Explanation: The 'tuneGrid' argument lets users define exact hyperparameter values to try during tuning. 'method' specifies the model type, 'metric' determines the performance metric, and 'preProcess' handles data preprocessing steps, not tuning grids.
After training a model with caret or mlr, which function is commonly used to generate predictions on new data?
Explanation: The 'predict()' function is standard for applying trained models to new or test datasets. 'sample()' is used for random sampling, 'train()' is for model training, and 'summary()' provides statistical summaries, not predictions.
For a binary classification model in caret, which metric would be most suitable to measure overall accuracy?
Explanation: Accuracy calculates the proportion of correctly predicted observations among all cases, making it appropriate for binary classification. R-squared and RMSE are used for regression tasks, while Gini index is more common in decision trees and not the standard accuracy measure.
Why is it important to convert categorical columns to factors before training a classification model with caret in R?
Explanation: Many algorithms require categorical variables to be formatted as factors to recognize their qualitative nature. Ignoring factors leads to incorrect modeling, while factors do not inherently handle missing values or improve plotting performance.

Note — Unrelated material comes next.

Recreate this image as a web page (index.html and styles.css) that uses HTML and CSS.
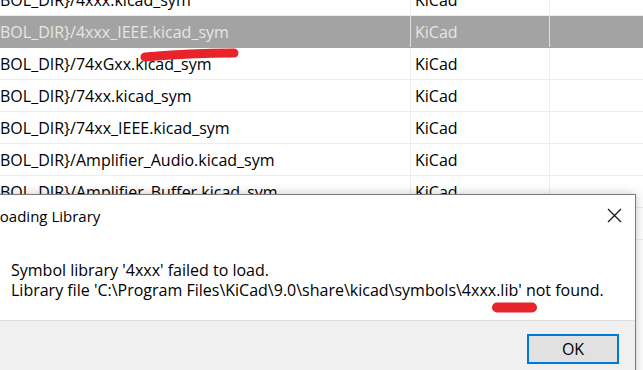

Which caret function enables scaling and centering of predictor variables before model training?
Explanation: The 'preProcess()' function is specifically designed for transformations like centering and scaling data prior to model training. 'train()' fits models, 'makeLearner()' belongs to mlr, and 'resample()' pertains to model evaluation, not data preprocessing.
What is the main purpose of a 'learner' object in mlr's workflow?
Explanation: A learner object defines which algorithm to use and any associated settings or parameters for training. It does not store data, create plots, or automatically produce confusion matrices, which are handled by other functions or steps.
How can mlr be configured to use more than one CPU core during model training to speed up computation?
Explanation: mlr supports parallelization via parallelMap or similar frameworks, helping distribute workload across multiple cores for faster computation. Setting 'cores' in makeTask() is not valid, increasing fold numbers only affects resampling, and adding dataset rows does not automatically enable multi-core processing.